* Given task
In the entries, find all lines that hold the word "screenshot" and copy them.

* Supplied entries
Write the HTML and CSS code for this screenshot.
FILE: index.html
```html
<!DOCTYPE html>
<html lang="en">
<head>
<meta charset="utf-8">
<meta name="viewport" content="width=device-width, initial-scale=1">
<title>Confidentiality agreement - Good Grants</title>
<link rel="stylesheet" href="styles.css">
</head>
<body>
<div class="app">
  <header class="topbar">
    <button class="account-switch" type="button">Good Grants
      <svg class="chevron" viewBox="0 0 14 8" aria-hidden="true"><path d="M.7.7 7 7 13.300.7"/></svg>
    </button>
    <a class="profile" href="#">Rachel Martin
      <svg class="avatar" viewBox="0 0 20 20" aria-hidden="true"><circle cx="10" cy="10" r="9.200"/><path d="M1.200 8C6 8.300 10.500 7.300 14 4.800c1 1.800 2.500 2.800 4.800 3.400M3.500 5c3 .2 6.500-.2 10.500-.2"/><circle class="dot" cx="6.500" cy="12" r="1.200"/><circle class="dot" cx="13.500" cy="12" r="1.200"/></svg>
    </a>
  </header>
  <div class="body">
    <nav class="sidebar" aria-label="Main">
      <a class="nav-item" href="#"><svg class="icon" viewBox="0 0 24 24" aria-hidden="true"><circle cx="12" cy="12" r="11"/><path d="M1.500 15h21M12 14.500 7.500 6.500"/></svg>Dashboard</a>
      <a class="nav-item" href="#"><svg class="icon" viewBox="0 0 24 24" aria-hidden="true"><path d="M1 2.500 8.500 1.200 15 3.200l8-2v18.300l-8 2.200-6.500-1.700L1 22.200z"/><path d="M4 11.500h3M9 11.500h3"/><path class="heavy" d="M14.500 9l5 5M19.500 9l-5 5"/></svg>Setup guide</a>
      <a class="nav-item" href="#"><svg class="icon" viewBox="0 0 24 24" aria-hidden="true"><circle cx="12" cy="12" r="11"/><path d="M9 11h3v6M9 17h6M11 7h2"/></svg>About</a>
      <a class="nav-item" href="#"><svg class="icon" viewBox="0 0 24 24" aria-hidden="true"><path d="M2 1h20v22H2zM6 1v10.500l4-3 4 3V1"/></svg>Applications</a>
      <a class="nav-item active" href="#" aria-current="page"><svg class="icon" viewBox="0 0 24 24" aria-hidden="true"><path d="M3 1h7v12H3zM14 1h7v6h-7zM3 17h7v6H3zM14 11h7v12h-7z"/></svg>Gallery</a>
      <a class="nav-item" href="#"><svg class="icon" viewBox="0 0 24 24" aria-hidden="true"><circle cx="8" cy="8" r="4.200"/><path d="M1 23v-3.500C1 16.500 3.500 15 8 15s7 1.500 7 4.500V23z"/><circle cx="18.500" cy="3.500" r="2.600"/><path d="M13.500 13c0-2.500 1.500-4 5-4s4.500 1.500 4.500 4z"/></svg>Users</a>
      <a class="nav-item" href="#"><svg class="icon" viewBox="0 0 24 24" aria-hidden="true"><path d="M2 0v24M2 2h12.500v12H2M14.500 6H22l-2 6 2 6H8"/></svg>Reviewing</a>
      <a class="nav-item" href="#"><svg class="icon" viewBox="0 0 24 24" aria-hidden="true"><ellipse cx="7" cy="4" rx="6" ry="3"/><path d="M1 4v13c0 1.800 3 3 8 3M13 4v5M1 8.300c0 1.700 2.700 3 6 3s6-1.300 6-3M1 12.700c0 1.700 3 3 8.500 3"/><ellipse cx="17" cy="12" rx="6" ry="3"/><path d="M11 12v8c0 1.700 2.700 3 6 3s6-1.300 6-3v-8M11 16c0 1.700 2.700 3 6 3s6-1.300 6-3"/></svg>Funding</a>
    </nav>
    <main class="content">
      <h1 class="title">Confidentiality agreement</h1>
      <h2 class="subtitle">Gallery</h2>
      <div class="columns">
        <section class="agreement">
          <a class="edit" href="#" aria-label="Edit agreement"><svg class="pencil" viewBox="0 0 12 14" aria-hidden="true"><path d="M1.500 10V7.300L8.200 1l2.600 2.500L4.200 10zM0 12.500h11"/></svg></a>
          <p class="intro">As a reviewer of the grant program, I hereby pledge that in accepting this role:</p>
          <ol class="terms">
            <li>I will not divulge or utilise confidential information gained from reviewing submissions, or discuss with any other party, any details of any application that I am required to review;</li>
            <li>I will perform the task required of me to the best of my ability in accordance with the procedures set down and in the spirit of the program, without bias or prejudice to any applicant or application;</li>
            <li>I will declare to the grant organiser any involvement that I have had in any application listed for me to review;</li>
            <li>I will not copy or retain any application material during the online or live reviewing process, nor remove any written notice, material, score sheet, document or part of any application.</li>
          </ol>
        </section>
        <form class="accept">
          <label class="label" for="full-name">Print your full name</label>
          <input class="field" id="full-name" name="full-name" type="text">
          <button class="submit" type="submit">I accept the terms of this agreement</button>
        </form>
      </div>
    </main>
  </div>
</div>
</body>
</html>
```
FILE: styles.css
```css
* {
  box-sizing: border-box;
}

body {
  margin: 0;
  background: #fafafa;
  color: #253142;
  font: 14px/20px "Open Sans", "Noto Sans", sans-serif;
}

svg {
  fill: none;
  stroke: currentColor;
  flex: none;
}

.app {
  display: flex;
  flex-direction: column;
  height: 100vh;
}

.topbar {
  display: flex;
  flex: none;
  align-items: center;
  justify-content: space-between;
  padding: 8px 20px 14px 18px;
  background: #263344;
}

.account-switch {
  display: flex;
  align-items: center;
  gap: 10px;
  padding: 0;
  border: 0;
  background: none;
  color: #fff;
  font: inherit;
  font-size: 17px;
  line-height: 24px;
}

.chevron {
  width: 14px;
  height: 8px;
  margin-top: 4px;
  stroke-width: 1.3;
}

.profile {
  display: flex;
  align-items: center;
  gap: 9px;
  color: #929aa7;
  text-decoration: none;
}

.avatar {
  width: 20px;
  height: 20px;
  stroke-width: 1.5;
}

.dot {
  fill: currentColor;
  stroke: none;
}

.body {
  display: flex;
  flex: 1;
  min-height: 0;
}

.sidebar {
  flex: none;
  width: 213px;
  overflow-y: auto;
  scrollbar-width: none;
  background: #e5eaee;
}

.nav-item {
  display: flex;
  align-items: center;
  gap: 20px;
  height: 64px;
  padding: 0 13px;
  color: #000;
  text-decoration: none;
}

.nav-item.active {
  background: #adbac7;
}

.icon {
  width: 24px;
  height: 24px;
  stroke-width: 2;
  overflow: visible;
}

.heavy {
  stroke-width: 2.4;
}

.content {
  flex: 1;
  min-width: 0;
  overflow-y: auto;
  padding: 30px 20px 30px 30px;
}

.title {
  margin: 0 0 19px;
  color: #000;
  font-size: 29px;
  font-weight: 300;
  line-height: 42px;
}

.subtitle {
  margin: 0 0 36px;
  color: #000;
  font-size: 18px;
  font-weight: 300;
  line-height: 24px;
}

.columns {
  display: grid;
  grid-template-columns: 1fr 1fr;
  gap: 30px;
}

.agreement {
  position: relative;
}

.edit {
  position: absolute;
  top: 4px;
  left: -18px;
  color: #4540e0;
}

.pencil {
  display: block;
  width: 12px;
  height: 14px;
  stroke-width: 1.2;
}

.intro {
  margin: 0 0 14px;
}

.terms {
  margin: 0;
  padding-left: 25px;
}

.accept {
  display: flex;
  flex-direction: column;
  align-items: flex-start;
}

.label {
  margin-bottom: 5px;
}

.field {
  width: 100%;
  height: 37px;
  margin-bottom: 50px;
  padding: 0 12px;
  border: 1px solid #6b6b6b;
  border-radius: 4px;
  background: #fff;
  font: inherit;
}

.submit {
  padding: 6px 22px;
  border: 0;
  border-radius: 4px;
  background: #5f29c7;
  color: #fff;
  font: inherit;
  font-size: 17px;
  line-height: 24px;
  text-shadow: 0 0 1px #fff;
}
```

==

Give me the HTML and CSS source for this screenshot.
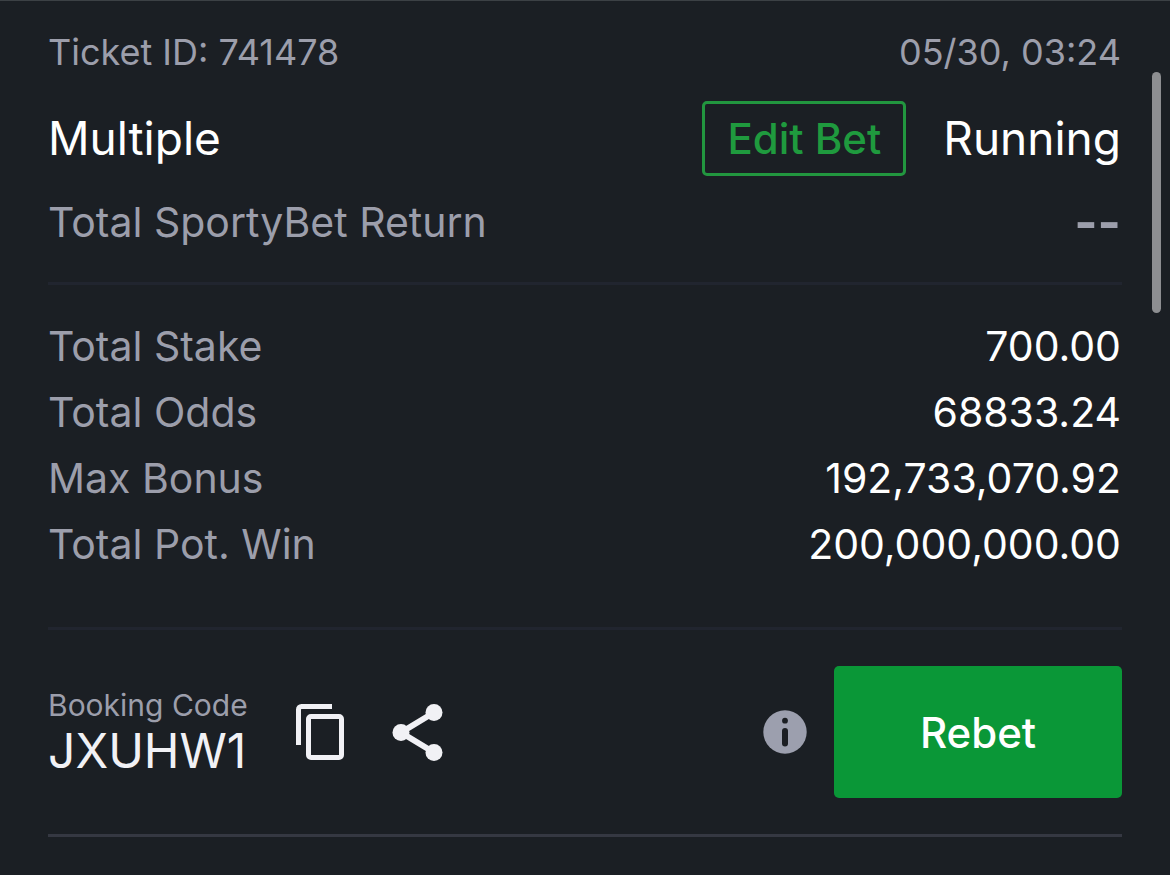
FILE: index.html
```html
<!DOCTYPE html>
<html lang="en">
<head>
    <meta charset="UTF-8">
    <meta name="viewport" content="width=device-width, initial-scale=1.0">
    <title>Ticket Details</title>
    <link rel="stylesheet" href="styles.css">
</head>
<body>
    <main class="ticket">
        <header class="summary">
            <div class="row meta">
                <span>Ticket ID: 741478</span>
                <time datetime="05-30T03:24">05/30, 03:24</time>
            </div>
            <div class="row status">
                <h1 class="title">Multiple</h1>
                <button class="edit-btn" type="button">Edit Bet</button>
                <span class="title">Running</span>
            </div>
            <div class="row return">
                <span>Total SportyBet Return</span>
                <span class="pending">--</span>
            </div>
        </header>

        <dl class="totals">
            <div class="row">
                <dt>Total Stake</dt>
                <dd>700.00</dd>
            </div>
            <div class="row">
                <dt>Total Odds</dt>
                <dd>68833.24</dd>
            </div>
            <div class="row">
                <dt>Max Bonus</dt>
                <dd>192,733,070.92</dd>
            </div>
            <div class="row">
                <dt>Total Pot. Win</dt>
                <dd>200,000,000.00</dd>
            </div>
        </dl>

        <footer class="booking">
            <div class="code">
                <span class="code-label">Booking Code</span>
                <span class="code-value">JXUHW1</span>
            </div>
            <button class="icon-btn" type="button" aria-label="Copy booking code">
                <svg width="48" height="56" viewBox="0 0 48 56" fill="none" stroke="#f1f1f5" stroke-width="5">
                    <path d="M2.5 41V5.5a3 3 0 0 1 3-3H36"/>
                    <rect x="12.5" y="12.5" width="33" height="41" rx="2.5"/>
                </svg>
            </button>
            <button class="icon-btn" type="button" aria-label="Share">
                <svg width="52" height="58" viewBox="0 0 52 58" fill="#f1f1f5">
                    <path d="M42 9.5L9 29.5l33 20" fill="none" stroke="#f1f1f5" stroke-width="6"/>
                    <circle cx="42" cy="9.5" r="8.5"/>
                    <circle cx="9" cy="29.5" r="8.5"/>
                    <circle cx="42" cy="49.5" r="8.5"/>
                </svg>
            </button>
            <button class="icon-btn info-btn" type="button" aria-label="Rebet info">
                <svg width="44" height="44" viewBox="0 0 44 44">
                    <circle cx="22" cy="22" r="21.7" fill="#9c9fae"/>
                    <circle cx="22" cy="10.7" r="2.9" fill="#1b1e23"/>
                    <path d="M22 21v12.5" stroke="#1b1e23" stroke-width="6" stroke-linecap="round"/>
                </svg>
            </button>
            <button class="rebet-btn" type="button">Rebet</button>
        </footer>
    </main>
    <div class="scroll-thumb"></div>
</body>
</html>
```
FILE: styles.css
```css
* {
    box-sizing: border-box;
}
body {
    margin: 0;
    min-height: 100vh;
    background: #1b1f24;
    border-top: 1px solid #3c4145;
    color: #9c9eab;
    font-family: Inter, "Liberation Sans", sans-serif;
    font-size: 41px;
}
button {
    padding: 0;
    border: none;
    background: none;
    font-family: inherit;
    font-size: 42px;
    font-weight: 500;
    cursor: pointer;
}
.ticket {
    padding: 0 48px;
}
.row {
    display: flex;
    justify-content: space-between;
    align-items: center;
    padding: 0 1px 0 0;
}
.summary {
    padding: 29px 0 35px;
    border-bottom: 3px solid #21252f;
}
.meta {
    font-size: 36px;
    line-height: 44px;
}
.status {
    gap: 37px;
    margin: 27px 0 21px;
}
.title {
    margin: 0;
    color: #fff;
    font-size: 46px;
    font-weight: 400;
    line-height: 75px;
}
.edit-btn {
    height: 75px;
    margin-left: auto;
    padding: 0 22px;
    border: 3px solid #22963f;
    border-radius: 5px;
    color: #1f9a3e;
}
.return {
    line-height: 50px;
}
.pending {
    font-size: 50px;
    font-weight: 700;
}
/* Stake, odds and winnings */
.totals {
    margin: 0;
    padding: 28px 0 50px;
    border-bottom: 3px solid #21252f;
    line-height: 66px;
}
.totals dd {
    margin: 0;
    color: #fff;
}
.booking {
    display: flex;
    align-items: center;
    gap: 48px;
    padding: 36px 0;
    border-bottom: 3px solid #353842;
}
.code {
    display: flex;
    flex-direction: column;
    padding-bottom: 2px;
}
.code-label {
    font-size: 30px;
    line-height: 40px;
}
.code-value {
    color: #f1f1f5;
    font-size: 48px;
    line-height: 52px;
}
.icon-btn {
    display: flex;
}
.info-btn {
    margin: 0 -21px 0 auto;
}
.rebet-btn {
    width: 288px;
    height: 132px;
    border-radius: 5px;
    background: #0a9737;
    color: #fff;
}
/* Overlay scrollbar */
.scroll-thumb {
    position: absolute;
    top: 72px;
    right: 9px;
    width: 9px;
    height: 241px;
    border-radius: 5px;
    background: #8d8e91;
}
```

* Finished exercise
Write the HTML and CSS code for this screenshot.
Give me the HTML and CSS source for this screenshot.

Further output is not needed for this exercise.